February 27 was “No Brainer Day.” Time to take a deep breath, stop second-guessing your decisions, and quit overanalyzing things. Sometimes, the obvious answer really is the best answer.

Take the issue of customer focus. It is an established business practice to consider the customer experience, but the focus on customers has taken a turn in recent years. Customer-centricity has moved from a basic precept to the cornerstone for major strategic initiatives.

In our recent 2018 Process and Performance Management Priorities and Challenges Survey, we found that 40% of organizations believe an emphasis on customer-centric processes is driving the need to change how process management teams work.

All this lends support that focusing on the customer throughout the organization is a “no brainer” and indicates a shift in priorities. But what can process teams do to help build the customer into their process work?

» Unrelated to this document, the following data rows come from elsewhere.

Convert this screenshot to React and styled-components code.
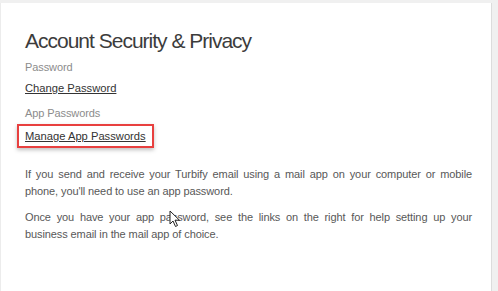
import React from "react";
import styled, { createGlobalStyle } from "styled-components";

const GlobalStyle = createGlobalStyle`
  body {
    margin: 0;
    background: #f0f0f0;
    font-family: "Liberation Sans", Arial, sans-serif;
  }
`;

const Page = styled.div`
  padding-top: 3px;
  padding-right: 6px;
  height: 288px;
  overflow: hidden;
`;

const Card = styled.section`
  position: relative;
  background: #ffffff;
  border-right: 1px solid #dcdcdc;
  border-left: 1px solid #ececec;
  height: 320px;
  padding: 25px 19px 0 24px;
  box-sizing: border-box;
`;

const Title = styled.h1`
  margin: 0 0 6px;
  font-size: 21px;
  line-height: 26px;
  font-weight: 400;
  letter-spacing: -1px;
  color: #3c3c3c;
`;

const Group = styled.div`
  margin-bottom: 10px;
`;

const Label = styled.div`
  font-size: 11px;
  line-height: 14px;
  color: #8c8c8c;
  letter-spacing: -0.1px;
  margin-bottom: 4px;
`;

const LinkText = styled.a`
  display: inline-block;
  font-size: 11.2px;
  line-height: 14px;
  color: #333333;
  text-decoration: underline;
  cursor: pointer;
`;

const Highlight = styled.div`
  display: flex;
  width: fit-content;
  margin: 4px 0 0 -8px;
  padding: 3px 6px;
  border: 2px solid #e8403f;
  box-shadow: 0 2px 4px rgba(0, 0, 0, 0.25);
`;

const Paragraph = styled.p`
  margin: 0 0 9px;
  font-size: 11px;
  line-height: 17px;
  color: #585858;
  text-align: justify;
  letter-spacing: -0.1px;
`;

const Text = styled.div`
  margin-top: 18px;
`;

const Cursor = styled.svg`
  position: absolute;
  left: 168px;
  top: 207px;
`;

export default function App() {
  return (
    <>
      <GlobalStyle />
      <Page>
        <Card>
          <Title>Account Security &amp; Privacy</Title>
          <Group>
            <Label>Password</Label>
            <LinkText>Change Password</LinkText>
          </Group>
          <Group>
            <Label>App Passwords</Label>
            <Highlight>
              <LinkText>Manage App Passwords</LinkText>
            </Highlight>
          </Group>
          <Text>
            <Paragraph>
              If you send and receive your Turbify email using a mail app on your computer or mobile
              phone, you'll need to use an app password.
            </Paragraph>
            <Paragraph>
              Once you have your app password, see the links on the right for help setting up your
              business email in the mail app of choice.
            </Paragraph>
          </Text>
          <Cursor width="12" height="18" viewBox="0 0 12 18">
            <path
              d="M1 1 L1 14 L4 11 L6.5 16.5 L8.5 15.5 L6 10.2 L10.5 10.2 Z"
              fill="#ffffff"
              stroke="#222222"
              strokeWidth="1"
              strokeLinejoin="round"
            />
          </Cursor>
        </Card>
      </Page>
    </>
  );
}
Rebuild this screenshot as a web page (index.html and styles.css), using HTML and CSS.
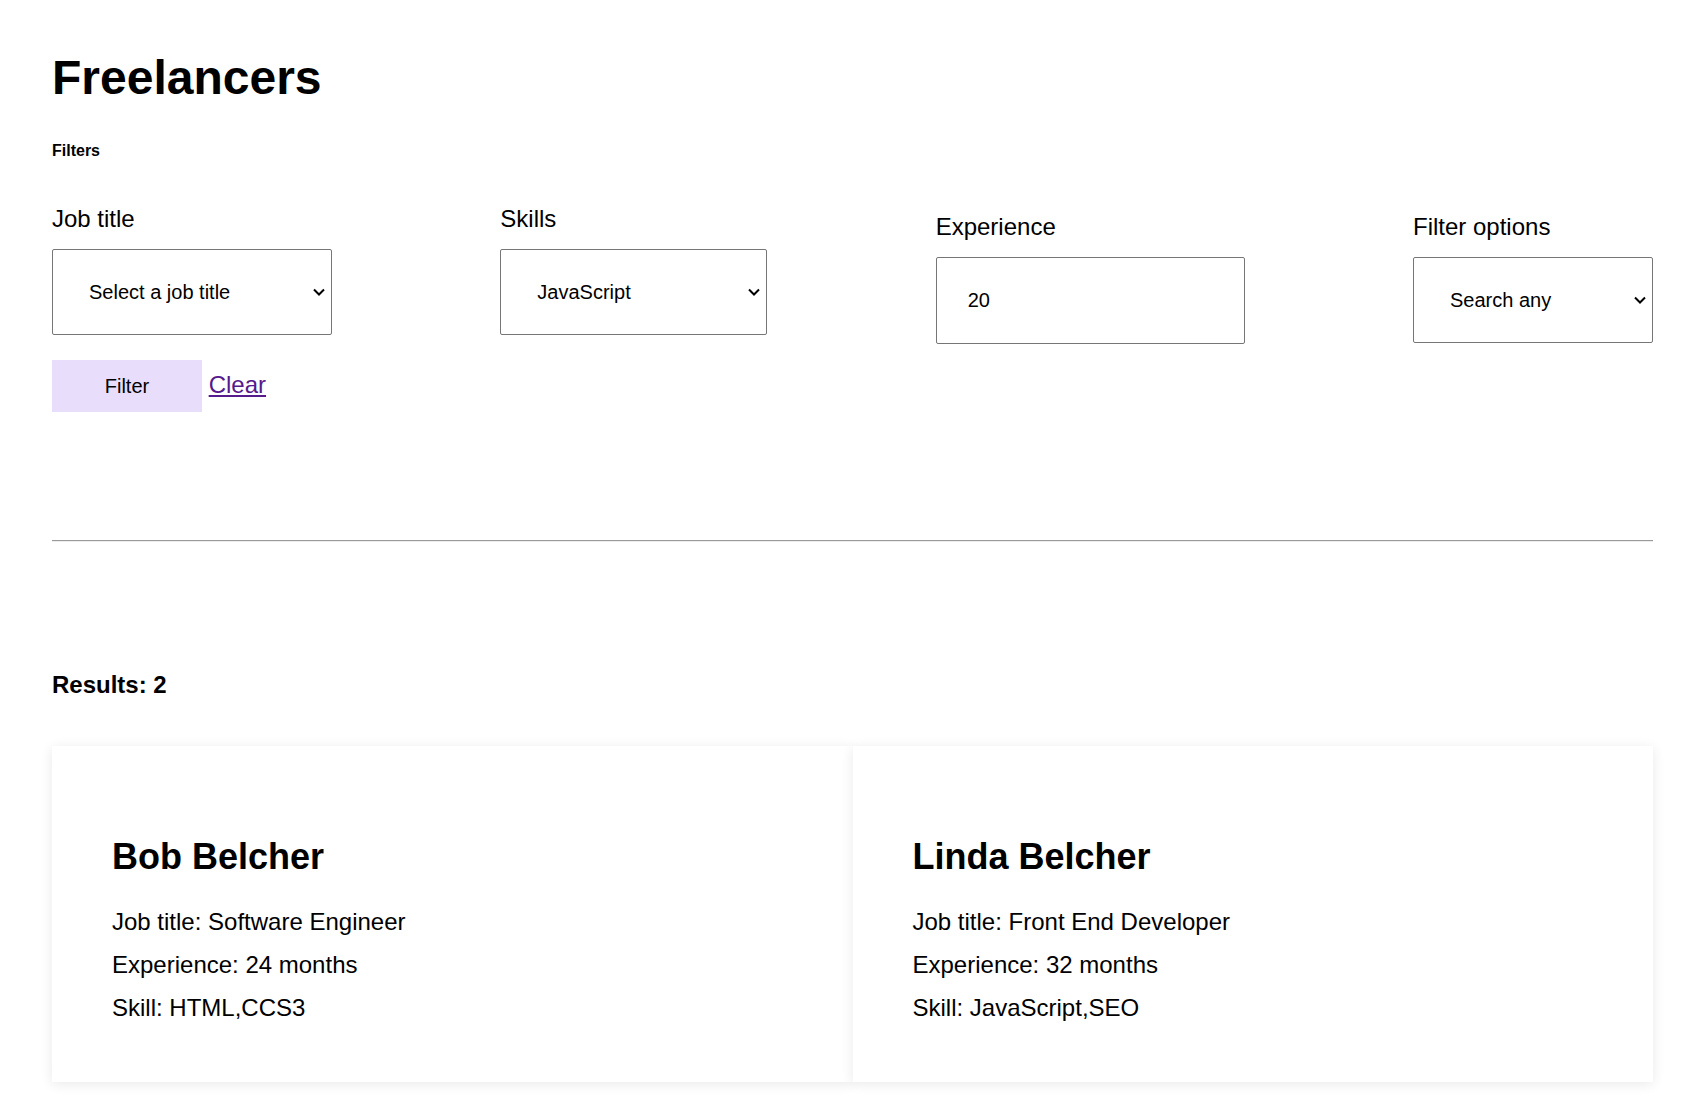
FILE: index.html
```html
<!DOCTYPE html>
<html lang="en">
<head>
<meta charset="utf-8">
<title>Freelancers</title>
<link rel="stylesheet" href="styles.css">
</head>
<body>
<main class="page">
  <h1 class="page-title">Freelancers</h1>
  <h6 class="filters-heading">Filters</h6>
  <form class="filters">
    <div class="filter-row">
      <div class="filter-group filter-group--job">
        <label class="filter-label" for="job">Job title</label>
        <div class="select-wrap">
          <select id="job" class="select">
            <option>Select a job title</option>
          </select>
          <svg class="chevron" width="12" height="8" viewBox="0 0 12 8" aria-hidden="true"><path d="M1 1.5l5 5 5-5" fill="none" stroke="#000" stroke-width="2"/></svg>
        </div>
      </div>
      <div class="filter-group filter-group--skills">
        <label class="filter-label" for="skills">Skills</label>
        <div class="select-wrap">
          <select id="skills" class="select">
            <option>JavaScript</option>
          </select>
          <svg class="chevron" width="12" height="8" viewBox="0 0 12 8" aria-hidden="true"><path d="M1 1.5l5 5 5-5" fill="none" stroke="#000" stroke-width="2"/></svg>
        </div>
      </div>
      <div class="filter-group filter-group--exp filter-group--low">
        <label class="filter-label" for="exp">Experience</label>
        <input id="exp" class="text-input" type="text" value="20">
      </div>
      <div class="filter-group filter-group--opts filter-group--low">
        <label class="filter-label" for="opts">Filter options</label>
        <div class="select-wrap">
          <select id="opts" class="select">
            <option>Search any</option>
          </select>
          <svg class="chevron" width="12" height="8" viewBox="0 0 12 8" aria-hidden="true"><path d="M1 1.5l5 5 5-5" fill="none" stroke="#000" stroke-width="2"/></svg>
        </div>
      </div>
    </div>
    <div class="actions"><button type="button" class="btn-filter">Filter</button> <a href="#" class="link-clear">Clear</a></div>
  </form>
  <hr class="divider">
  <h4 class="results">Results: 2</h4>
  <section class="cards">
    <article class="card">
      <h2 class="card-name">Bob Belcher</h2>
      <p class="card-line">Job title: Software Engineer</p>
      <p class="card-line">Experience: 24 months</p>
      <p class="card-line">Skill: HTML,CCS3</p>
    </article>
    <article class="card">
      <h2 class="card-name">Linda Belcher</h2>
      <p class="card-line">Job title: Front End Developer</p>
      <p class="card-line">Experience: 32 months</p>
      <p class="card-line">Skill: JavaScript,SEO</p>
    </article>
  </section>
</main>
</body>
</html>
```
FILE: styles.css
```css
* { box-sizing: border-box; }

html, body {
  margin: 0;
  background: #fff;
  color: #000;
  font-family: "Liberation Sans", Arial, sans-serif;
}

.page {
  padding: 50px 45px 40px 52px;
}

.page-title {
  margin: 0;
  font-size: 48px;
  line-height: 55px;
  font-weight: 700;
}

.filters-heading {
  margin: 37px 0 0;
  font-size: 16px;
  line-height: 18px;
  font-weight: 700;
}

.filters {
  margin-top: 45px;
}

.filter-row {
  display: flex;
  justify-content: space-between;
  align-items: flex-start;
}

.filter-group {
  display: flex;
  flex-direction: column;
}

.filter-group--low {
  margin-top: 8px;
}

.filter-label {
  font-size: 24px;
  line-height: 28px;
  margin-bottom: 16px;
}

.select-wrap {
  position: relative;
}

.select {
  -webkit-appearance: none;
  appearance: none;
  display: block;
  height: 86px;
  padding: 0 36px;
  border: 1px solid #767676;
  border-radius: 2px;
  background: #fff;
  color: #000;
  font-family: "Liberation Sans", Arial, sans-serif;
  font-size: 20px;
  outline: none;
}

.filter-group--job .select { width: 280px; }
.filter-group--skills .select { width: 267px; }
.filter-group--opts .select { width: 240px; }

.chevron {
  position: absolute;
  right: 7px;
  top: 50%;
  transform: translateY(-50%);
  pointer-events: none;
}

.text-input {
  display: block;
  width: 309px;
  height: 87px;
  padding: 0 31px;
  border: 1px solid #767676;
  border-radius: 2px;
  background: #fff;
  color: #000;
  font-family: "Liberation Sans", Arial, sans-serif;
  font-size: 20px;
  outline: none;
}

.actions {
  margin-top: 16px;
  font-size: 24px;
}

.btn-filter {
  width: 150px;
  height: 52px;
  border: none;
  background: #e9ddfc;
  color: #000;
  font-family: "Liberation Sans", Arial, sans-serif;
  font-size: 20px;
  vertical-align: baseline;
  padding: 0;
}

.link-clear {
  color: #551a8b;
  text-decoration: underline;
}

.divider {
  margin: 128px 0 0;
  height: 0;
  border: none;
  border-top: 1px solid #9a9a9a;
  border-bottom: 1px solid #ededed;
}

.results {
  margin: 129px 0 0;
  font-size: 24px;
  line-height: 28px;
  font-weight: 700;
}

.cards {
  margin-top: 47px;
  display: grid;
  grid-template-columns: 1fr 1fr;
}

.card {
  background: #fff;
  padding: 60px 60px 53px;
  box-shadow: 0 2px 12px rgba(0, 0, 0, 0.09);
}

.card-name {
  margin: 30px 0 23px;
  font-size: 36px;
  line-height: 41px;
  font-weight: 700;
}

.card-line {
  margin: 0;
  font-size: 24px;
  line-height: 43px;
}
```
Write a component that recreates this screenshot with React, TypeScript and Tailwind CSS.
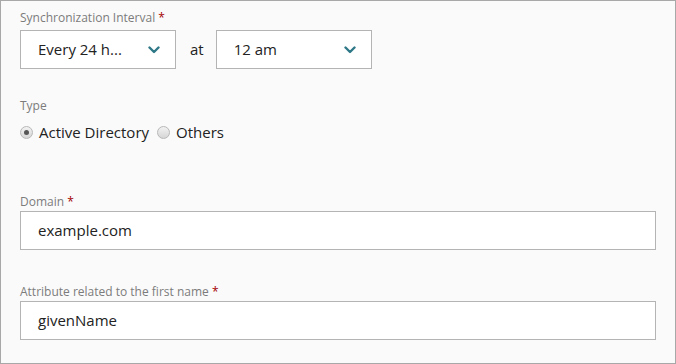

There are two significant ways organizations can focus on customers in their process work: end-to-end processes and customer journey maps.

End-to-End Processes

End-to-end processes use outside-in thinking, which helps organizations focus on the value created for the end user or customer, which ultimately improves their experience. The combined use of process frameworks and an end-to-end design is invaluable. Without this integral foundation, programs such as digitization, agility, operational excellence, innovation, and cross functional management are impossible.

The way Dell EMC made this transformation is an excellent case in point.

This organization began by using documentation from a recent enterprise resource planning (ERP) implementation as a starting point to identify five of its most common customer-focused, end-to-end business process categories, defining five high-level process categories, from research-to-market to order-to-cash.

These became the foundation for Dell EMC’s process framework, allowing the organization to evolve from functional efficiency to process efficiency by developing end-to-end processes and constructing a comprehensive framework to give decision makers context for making resource allocation decisions that reinforced the company’s strategic objectives and competitive advantage.

Customer Journey Maps

Customer journey maps are like end-to-end processes, but they look explicitly at the steps and interaction points for customers. The value of this approach is its focus on the customer experience and prioritizing process improvements based on customer needs and expectations.

An insurance organization took the concept of tying end-to-end processes with customer satisfaction to the next level. As the organization expanded its focus from costs, service, cycle time, and efficiencies to include the customer experience, its business process improvement (BPI) team began using discovery workshops to integrate the customer experience into the process for identifying improvement opportunities. Today, when the BPI team examines a process, it collates customer experience data, the relevant end-to-end process map, and performance data to build a customer journey map.

Customer journey mapping has helped the BPI team clearly articulate the customer view and process issues, which made it possible for it to precisely identify and prioritize solutions from an external perspective. This has also allowed the team to secure business unit and senior leader buy-in for process improvements.

Clearly, there is enormous value by looking across the business silo and focus on the customer and value-creation through end-to-end processes. This value is even more evident when paired with customer journey maps, which ultimately improves the customer experience

With this information at your disposal, making the move to enhance your organization’s ability  to improve the customer experience through process work really is a “No Brainer.”